Frocks on film, singing and dancing, "Boston marriage" and the Great White North, all on this week's new DVDs.

Read on for more!

Jean-Paul Gaultier and Jennifer Beals are just two of the fabulous faces featured on Fashion in Film, a new documentary that explores where the worlds of cinema and couture have so glamorously overlapped. Originally produced for Starz, the film takes us through the history of costume and high-fashion on the silver screen.

No stranger to outlandish costumes himself, Elton John lets you relive the over-the-top grandeur of his Las Vegas show in the comfort of your own living room with The Red Piano, now available on DVD. Featuring many of Sir Elton's biggest hits, performed on a stage designed by David LaChappelle, The Red Piano will no doubt thrill the singer's many fans who weren't able to make it to Nevada and bring fond memories to those who did.
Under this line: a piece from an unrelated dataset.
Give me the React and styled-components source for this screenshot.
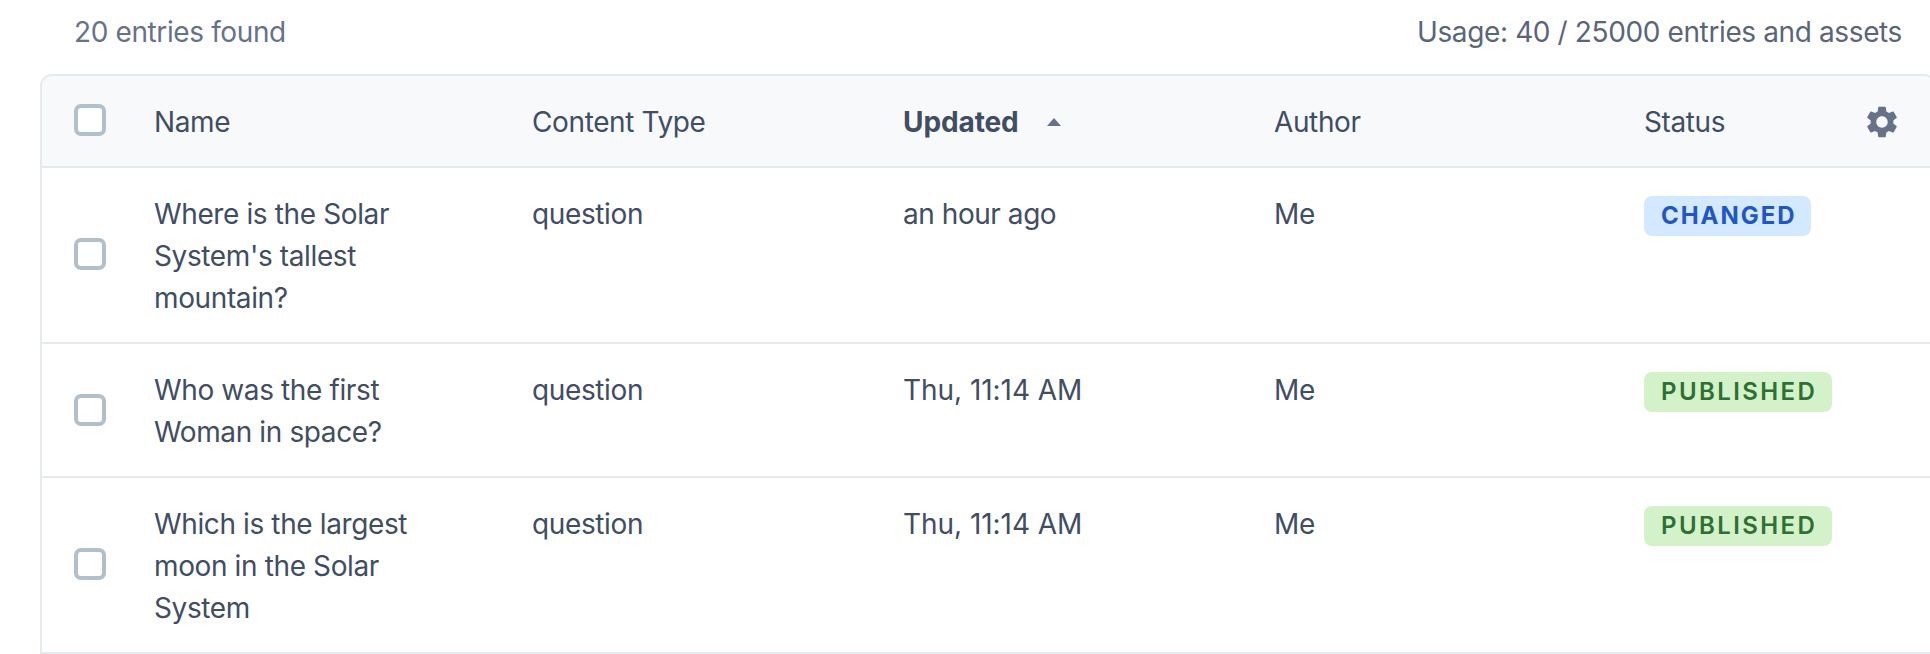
import React from "react";
import styled, { createGlobalStyle } from "styled-components";
import { MdSettings } from "react-icons/md";

const GlobalStyle = createGlobalStyle`
  * { box-sizing: border-box; }
  body {
    margin: 0;
    background: #fff;
    overflow: hidden;
    font-family: Inter, "Liberation Sans", sans-serif;
    font-size: 28px;
    font-weight: 400;
    line-height: 42px;
    letter-spacing: -0.38px;
    color: #414d63;
    -webkit-font-smoothing: antialiased;
  }
`;

const Page = styled.main`
  width: 1936px;
  height: 654px;
  padding-left: 40px;
`;

const Summary = styled.header`
  display: flex;
  justify-content: space-between;
  height: 74px;
  padding: 11px 34px 0;
`;

const Found = styled.span`
  color: #67728a;
`;

const Usage = styled.span`
  color: #5a657c;
`;

const Table = styled.section`
  border: 2px solid #e5ebed;
  border-radius: 12px 12px 0 0;
  overflow: hidden;
`;

const Row = styled.div`
  display: grid;
  grid-template-columns: 88px 378px 371px 371px 370px 1fr;
  padding: 25px 0 23px;
  border-bottom: ${(p) => (p.$last ? "0" : "2px solid #e5ebed")};
  background: ${(p) => (p.$head ? "#f7f9fa" : "#fff")};
`;

const Cell = styled.div`
  padding-left: 24px;
`;

const NameCell = styled(Cell)`
  padding-right: 54px;
`;

const TimeCell = styled(Cell)`
  letter-spacing: ${(p) => (p.$relative ? "-0.45px" : "-0.05px")};
`;

const CheckCell = styled.div`
  display: flex;
  align-items: center;
  padding: 0 0 ${(p) => p.$lift}px 32px;
`;

const Checkbox = styled.span`
  width: 32px;
  height: 32px;
  border: 4px solid #b1c0cb;
  border-radius: 7px;
  background: #fff;
`;

const SortCell = styled(Cell)`
  display: flex;
  align-items: center;
  gap: 28px;
  font-weight: 700;
  letter-spacing: -0.1px;
`;

const SortArrow = styled.span`
  width: 0;
  height: 0;
  border: solid transparent;
  border-width: 0 7.5px 8px;
  border-bottom-color: #67728a;
`;

const StatusHead = styled(Cell)`
  display: flex;
  align-items: center;
  justify-content: space-between;
  height: 42px;
  padding-right: 33px;
`;

const Badge = styled.span`
  display: flex;
  align-items: center;
  width: max-content;
  height: 40px;
  margin-top: 3px;
  padding: 0 15px 0 17px;
  border-radius: 8px;
  font-size: 24px;
  font-weight: ${(p) => (p.$tone === "blue" ? 700 : 600)};
  letter-spacing: ${(p) => (p.$tone === "blue" ? "1.95px" : "2.4px")};
  line-height: 40px;
  color: ${(p) => (p.$tone === "blue" ? "#2156c4" : "#2e7033")};
  background: ${(p) => (p.$tone === "blue" ? "#d3e9ff" : "#d3f2c9")};
`;

const entries = [
  { name: "Where is the Solar System's tallest mountain?", updated: "an hour ago", relative: true, status: "CHANGED", tone: "blue", lift: 4 },
  { name: "Who was the first Woman in space?", updated: "Thu, 11:14 AM", status: "PUBLISHED", tone: "green", lift: 2 },
  { name: "Which is the largest moon in the Solar System", updated: "Thu, 11:14 AM", status: "PUBLISHED", tone: "green", lift: 4 },
];

export default function App() {
  return (
    <>
      <GlobalStyle />
      <Page>
        <Summary>
          <Found>20 entries found</Found>
          <Usage>Usage: 40 / 25000 entries and assets</Usage>
        </Summary>
        <Table>
          <Row $head>
            <CheckCell $lift={4}><Checkbox /></CheckCell>
            <NameCell>Name</NameCell>
            <Cell>Content Type</Cell>
            <SortCell>
              Updated
              <SortArrow />
            </SortCell>
            <Cell>Author</Cell>
            <StatusHead>
              Status
              <MdSettings size={38} color="#67728a" />
            </StatusHead>
          </Row>
          {entries.map((entry, i) => (
            <Row key={entry.name} $last={i === entries.length - 1}>
              <CheckCell $lift={entry.lift}><Checkbox /></CheckCell>
              <NameCell>{entry.name}</NameCell>
              <Cell>question</Cell>
              <TimeCell $relative={entry.relative}>{entry.updated}</TimeCell>
              <Cell>Me</Cell>
              <Cell>
                <Badge $tone={entry.tone}>{entry.status}</Badge>
              </Cell>
            </Row>
          ))}
        </Table>
      </Page>
    </>
  );
}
Sir Elton's not much of a dancer himself, but he'd no doubt love both the musical and terpsichorial talent on display in two new box sets from Turner Classic Movies' Greatest Classic Films Collection. American Musicals offers a quartet of the best original screen musicals (Singin' in the Rain, The Band Wagon, Meet Me in St. Louis and Easter Parade) while the Broadway Musicals box features three top-notch stage-to-screen adaptations, alongside one screen-to-stage (Show Boat, Seven Brides for Seven Brothers, Annie Get Your Gun and Kiss Me, Kate).

Gay author Douglas Coupland has written two witty and lovingly sardonic books about his home country, and those tomes have become the basis for the documentary Souvenir of Canada. From hockey to the loony to Kraft Dinner, Coupland revisits the artifacts of his youth and takes us on a nostalgic journey through the essence of Canada.
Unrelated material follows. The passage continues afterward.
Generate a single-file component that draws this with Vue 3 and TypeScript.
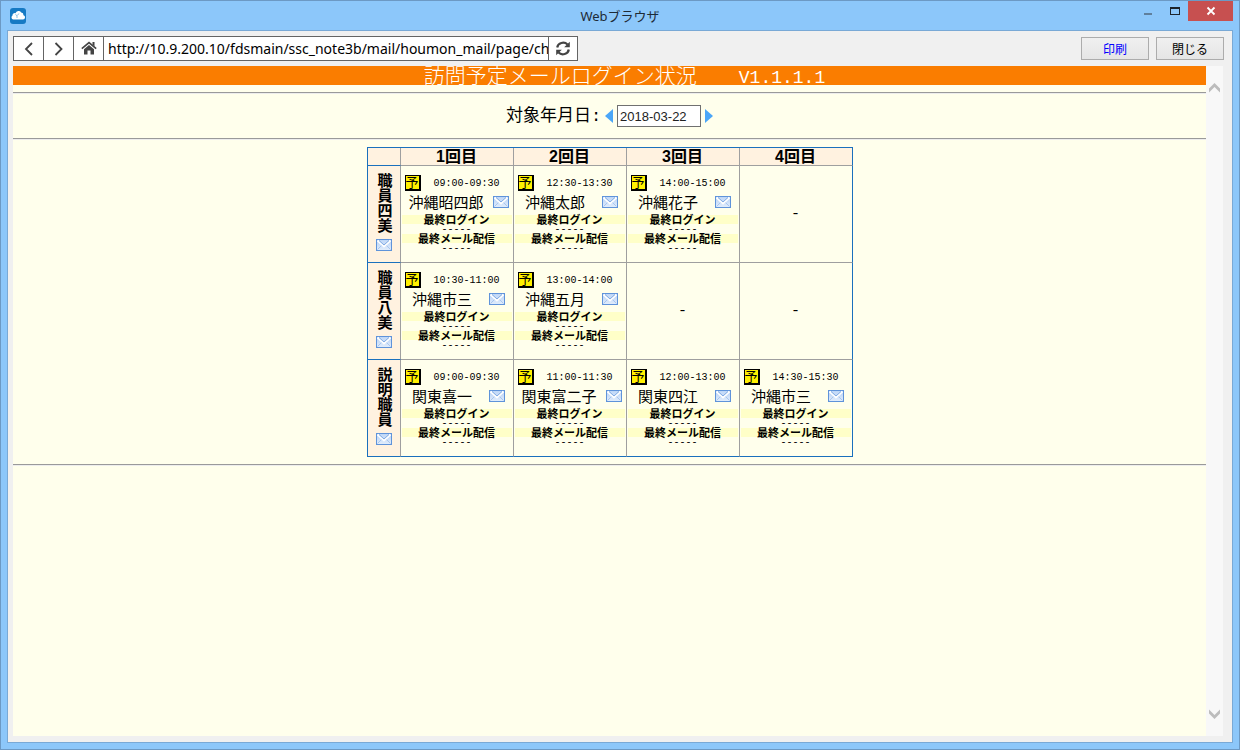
<script setup lang="ts">
import { ref } from 'vue'

interface Visit {
  time: string
  name: string
}

interface StaffRow {
  staff: string
  visits: (Visit | null)[]
}

const address = ref('http://10.9.200.10/fdsmain/ssc_note3b/mail/houmon_mail/page/ch')
const targetDate = ref('2018-03-22')

const rounds: string[] = ['1回目', '2回目', '3回目', '4回目']

const rows: StaffRow[] = [
  {
    staff: '職員四美',
    visits: [
      { time: '09:00-09:30', name: '沖縄昭四郎' },
      { time: '12:30-13:30', name: '沖縄太郎' },
      { time: '14:00-15:00', name: '沖縄花子' },
      null,
    ],
  },
  {
    staff: '職員八美',
    visits: [
      { time: '10:30-11:00', name: '沖縄市三' },
      { time: '13:00-14:00', name: '沖縄五月' },
      null,
      null,
    ],
  },
  {
    staff: '説明職員',
    visits: [
      { time: '09:00-09:30', name: '関東喜一' },
      { time: '11:00-11:30', name: '関東富二子' },
      { time: '12:00-13:00', name: '関東四江' },
      { time: '14:30-15:30', name: '沖縄市三' },
    ],
  },
]

function shiftDate(days: number): void {
  const d = new Date(targetDate.value + 'T00:00:00Z')
  if (Number.isNaN(d.getTime())) return
  d.setUTCDate(d.getUTCDate() + days)
  targetDate.value = d.toISOString().slice(0, 10)
}
</script>

<template>
  <div class="window">
    <svg class="defs" aria-hidden="true">
      <defs>
        <linearGradient id="mail-fill" x1="0" y1="0" x2="0" y2="1">
          <stop offset="0" stop-color="#b4cff5" />
          <stop offset="1" stop-color="#e3eefc" />
        </linearGradient>
        <symbol id="mail" viewBox="0 0 16 12">
          <rect x="0.5" y="0.5" width="15" height="11" fill="url(#mail-fill)" stroke="#5f93da" />
          <path d="M1.5 10.5 6 6M14.5 10.5 10 6" stroke="#a9c6ee" fill="none" />
          <path d="M1.5 1.5 8 7.5l6.5-6" stroke="#fff" stroke-width="2" fill="none" />
          <path d="M3 1.5 8 6l5-4.500" stroke="#7fa9e2" fill="#c6dbf8" />
        </symbol>
      </defs>
    </svg>

    <header class="titlebar">
      <svg class="app-icon" viewBox="0 0 16 16" aria-hidden="true">
        <rect width="16" height="16" rx="3" fill="#167ac4" />
        <path
          d="M3.200 11.500a2.200 2.200 0 0 1-.7-4 2.300 2.300 0 0 1 3-2.300 3.200 3.200 0 0 1 5.700-.7 2.600 2.600 0 0 1 2.300 2.700 2.200 2.200 0 0 1-.5 4.300z"
          fill="#fff"
        />
        <path d="M5.500 6.200 7 8v2M8.800 5.500 7.500 7.500" stroke="#8cc0e6" fill="none" />
      </svg>
      <h1 class="window-title">Webブラウザ</h1>
      <div class="controls">
        <button type="button" class="ctl min" aria-label="最小化">
          <svg viewBox="0 0 10 10"><rect x="1" y="7" width="8" height="2" fill="#5f7f9c" /></svg>
        </button>
        <button type="button" class="ctl max" aria-label="最大化">
          <svg viewBox="0 0 10 10">
            <path d="M0 1h10v8H0zM1 3v5h8V3z" fill="#1c242c" fill-rule="evenodd" />
          </svg>
        </button>
        <button type="button" class="ctl close" aria-label="ウィンドウを閉じる">
          <svg viewBox="0 0 10 10"><path d="M1.500 1.500l7 7M8.500 1.500l-7 7" stroke="#fff" stroke-width="1.800" /></svg>
        </button>
      </div>
    </header>

    <div class="client">
      <div class="toolbar">
        <div class="nav">
          <button type="button" class="nav-btn" aria-label="戻る">
            <svg viewBox="0 0 16 16"><path d="M11 2 5 8l6 6" fill="none" stroke="#444" stroke-width="1.800" /></svg>
          </button>
          <button type="button" class="nav-btn" aria-label="進む">
            <svg viewBox="0 0 16 16"><path d="M4.500 2l6 6-6 6" fill="none" stroke="#444" stroke-width="1.800" /></svg>
          </button>
          <button type="button" class="nav-btn" aria-label="ホーム">
            <svg viewBox="0 0 16 16">
              <path d="M.8 7.700 8 1.700l7.200 6" fill="none" stroke="#444" stroke-width="1.700" />
              <path d="M11.500 1h2v4.500l-2-1.700z" fill="#444" />
              <path d="M3 8.200 8 4l5 4.200V13.500H9.500v-4h-3v4H3z" fill="#444" />
            </svg>
          </button>
          <input v-model="address" class="address" type="text" aria-label="アドレス" />
          <button type="button" class="nav-btn reload" aria-label="再読み込み">
            <svg viewBox="0 0 16 16">
              <path d="M2.200 6.500a6 5.500 0 0 1 10.300-3" fill="none" stroke="#444" stroke-width="2.200" />
              <path d="M14.800.7v5.600H9.200z" fill="#444" />
              <path d="M13.800 8.500a6 5.500 0 0 1-10.300 3" fill="none" stroke="#444" stroke-width="2.200" />
              <path d="M1.200 14.300V8.700h5.600z" fill="#444" />
            </svg>
          </button>
        </div>
        <div class="actions">
          <button type="button" class="action print">印刷</button>
          <button type="button" class="action">閉じる</button>
        </div>
      </div>

      <div class="viewport">
        <main class="page">
          <h2 class="banner">訪問予定メールログイン状況　　<span class="version">V1.1.1.1</span></h2>
          <hr />
          <form class="date-row" @submit.prevent>
            <label for="target-date">対象年月日<span class="colon">:</span></label>
            <button type="button" class="step" aria-label="前の日" @click="shiftDate(-1)">
              <svg viewBox="0 0 8 14"><path d="M8 0v14L0 7z" fill="#4ba6f8" /></svg>
            </button>
            <input id="target-date" v-model="targetDate" class="date" type="text" />
            <button type="button" class="step" aria-label="次の日" @click="shiftDate(1)">
              <svg viewBox="0 0 8 14"><path d="M0 0v14l8-7z" fill="#4ba6f8" /></svg>
            </button>
          </form>
          <hr />
          <table class="schedule">
            <thead>
              <tr>
                <th class="corner"></th>
                <th v-for="r in rounds" :key="r" scope="col">{{ r }}</th>
              </tr>
            </thead>
            <tbody>
              <tr v-for="row in rows" :key="row.staff">
                <th class="staff" scope="row">
                  <div class="staff-box">
                    <span class="staff-name">{{ row.staff }}</span>
                    <svg class="mail" role="img" aria-label="メール"><use href="#mail" /></svg>
                  </div>
                </th>
                <td v-for="(v, i) in row.visits" :key="i" :class="{ empty: !v }">
                  <template v-if="v">
                    <div class="slot">
                      <span class="badge">予</span>
                      <span class="time">{{ v.time }}</span>
                    </div>
                    <div class="person">
                      <span class="name">{{ v.name }}</span>
                      <svg class="mail" role="img" aria-label="メール"><use href="#mail" /></svg>
                    </div>
                    <div class="band">最終ログイン</div>
                    <div class="dashes">-----</div>
                    <div class="band">最終メール配信</div>
                    <div class="dashes">-----</div>
                  </template>
                  <template v-else>-</template>
                </td>
              </tr>
            </tbody>
          </table>
          <hr />
        </main>
        <div class="scrollbar" aria-hidden="true">
          <svg viewBox="0 0 11 10"><path d="M0 9.500V5.500L5.500 0 11 5.500v4L5.500 4z" fill="#bcbcbc" /></svg>
          <svg viewBox="0 0 11 10"><path d="M0 .5v4L5.500 10 11 4.500v-4L5.500 6z" fill="#bcbcbc" /></svg>
        </div>
      </div>
    </div>
  </div>
</template>

<style>
html,
body {
  margin: 0;
  background: #8cc7fa;
}
</style>

<style scoped>
* {
  box-sizing: border-box;
}

button,
input {
  margin: 0;
  padding: 0;
  border-radius: 0;
  font-family: inherit;
}

svg {
  display: block;
}

.window {
  display: flex;
  flex-direction: column;
  min-height: 100vh;
  padding: 0 6px 6px;
  border: 1px solid #6c99c4;
  background: #8cc7fa;
  color: #000;
  font-family: "Liberation Sans", "Noto Sans CJK JP", sans-serif;
}

.defs {
  position: absolute;
  width: 0;
  height: 0;
}

.titlebar {
  display: grid;
  grid-template-columns: 1fr auto 1fr;
  align-items: center;
  height: 29px;
}

.app-icon {
  width: 16px;
  height: 16px;
  margin-left: 3px;
}

.window-title {
  margin: 0;
  color: #1e2a36;
  font: 400 13px/28px "Noto Sans", "Noto Sans CJK JP", sans-serif;
}

.controls {
  display: flex;
  justify-content: flex-end;
  align-self: start;
}

.ctl {
  display: flex;
  align-items: center;
  justify-content: center;
  width: 27px;
  height: 20px;
  border: 0;
  background: transparent;
}

.ctl svg {
  width: 10px;
  height: 10px;
}

.close {
  width: 45px;
  background: #c75050;
}

.client {
  display: flex;
  flex: 1;
  flex-direction: column;
  gap: 5px;
  padding: 5px 8px 6px 5px;
  border: 1px solid #79a9d6;
  background: #f0f0f0;
}

.toolbar {
  display: flex;
  align-items: center;
  justify-content: space-between;
}

.nav {
  display: flex;
  width: 565px;
  height: 25px;
  border: 1px solid #646464;
  background: #fff;
}

.nav-btn {
  display: flex;
  flex: none;
  align-items: center;
  justify-content: center;
  width: 30px;
  border: 0;
  border-right: 1px solid #646464;
  background: #fff;
}

.nav-btn svg {
  width: 16px;
  height: 16px;
}

.reload {
  width: 29px;
  border-right: 0;
  border-left: 1px solid #646464;
}

.address {
  flex: 1;
  min-width: 0;
  padding-left: 4px;
  border: 0;
  background: #fff;
  color: #000;
  font: 400 14px "Noto Sans", sans-serif;
}

.actions {
  display: flex;
  gap: 7px;
}

.action {
  width: 68px;
  height: 23px;
  border: 1px solid #acacac;
  background: linear-gradient(#f0f0f0, #e5e5e5);
  color: #000;
  font: 400 12px/20px "Noto Sans CJK JP", sans-serif;
}

.print {
  color: #00f;
}

.viewport {
  display: flex;
  flex: 1;
  margin-right: 1px;
}

.page {
  flex: 1;
  background: #ffffec;
}

.scrollbar {
  display: flex;
  flex: none;
  flex-direction: column;
  align-items: center;
  justify-content: space-between;
  width: 17px;
  padding: 17px 0;
  background: #f8f8f8;
}

.scrollbar svg {
  width: 11px;
  height: 10px;
}

.banner {
  height: 19px;
  margin: 0;
  padding-left: 30px;
  background: #fa7d00;
  color: #fff;
  font-size: 21px;
  font-weight: 300;
  line-height: 19px;
  text-align: center;
  white-space: nowrap;
}

.version {
  font-family: "Liberation Mono", monospace;
  font-size: 18px;
}

hr {
  height: 2px;
  margin: 7px 0;
  border: 0;
  border-top: 1px solid #9a9a9a;
  border-bottom: 1px solid #ededed;
}

.date-row {
  display: flex;
  align-items: center;
  justify-content: center;
  gap: 4px;
  height: 44px;
  margin: -7px 0;
}

.date-row label {
  font-size: 17px;
  line-height: 24px;
}

.colon {
  font-family: "Liberation Mono", monospace;
}

.step {
  width: 8px;
  height: 14px;
  border: 0;
  background: transparent;
}

.step svg {
  width: 8px;
  height: 14px;
}

.date {
  width: 84px;
  height: 22px;
  padding: 0 2px;
  border: 1px solid #707070;
  background: #fff;
  color: #222;
  font: 400 13px "Liberation Sans", sans-serif;
}

.schedule {
  margin: 0 auto;
  border-top: 1px solid #1a70bd;
  border-left: 1px solid #1a70bd;
  border-spacing: 0;
  table-layout: fixed;
  width: 486px;
}

th,
td {
  height: 97px;
  padding: 0;
  border-right: 1px solid #9f9f9f;
  border-bottom: 1px solid #9f9f9f;
}

th {
  background: #fff2e0;
}

thead th {
  height: 18px;
  font-size: 16px;
  font-weight: 700;
  line-height: 17px;
}

.corner {
  width: 33px;
}

.corner,
.staff,
tbody tr:last-child td {
  border-bottom-color: #1a70bd;
}

tr > :last-child {
  border-right-color: #1a70bd;
}

.staff-box {
  display: flex;
  flex-direction: column;
  align-items: center;
  gap: 6px;
  padding-bottom: 5px;
}

.staff-name {
  font-size: 15px;
  font-weight: 700;
  line-height: 16px;
  writing-mode: vertical-rl;
}

.mail {
  flex: none;
  width: 16px;
  height: 12px;
}

td {
  padding: 8px 1px 0;
  vertical-align: top;
}

td.empty {
  padding: 0;
  text-align: center;
  vertical-align: middle;
  font: 400 15px "Liberation Mono", monospace;
}

.slot {
  display: flex;
  align-items: center;
  gap: 13px;
  height: 18px;
  padding-left: 3px;
}

.badge {
  width: 16px;
  height: 16px;
  border: 1px solid #000;
  border-width: 1px 2px 2px 1px;
  background: #fff000;
  font-size: 13px;
  line-height: 13px;
  text-align: center;
}

.time {
  padding-top: 2px;
  font: 400 10px/16px "Liberation Mono", monospace;
}

.person {
  display: flex;
  align-items: center;
  justify-content: center;
  gap: 9px;
  height: 20px;
  margin-bottom: 3px;
  padding-left: 4px;
}

.name {
  min-width: 68px;
  padding-top: 2px;
  font-size: 15px;
  line-height: 20px;
}

.band {
  height: 9px;
  background: #ffffc8;
  font-size: 11px;
  font-weight: 700;
  line-height: 11px;
  text-align: center;
}

.dashes {
  height: 10px;
  font: 400 10px/12px "Liberation Mono", monospace;
  text-align: center;
}
</style>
One of the many things Canada has going for it is same-sex marriage, of course, but so does Massachusetts, which brings us to the grand finale featured on Boston Legal: Season Five, in which the heterosexual attorneys played by James Spader and William Shatner tie the knot for insurance reasons. But given their closeness throughout the series, it doesn't seem entirely like a sham marriage, either. They're just making it ... well, Boston-legal, I guess.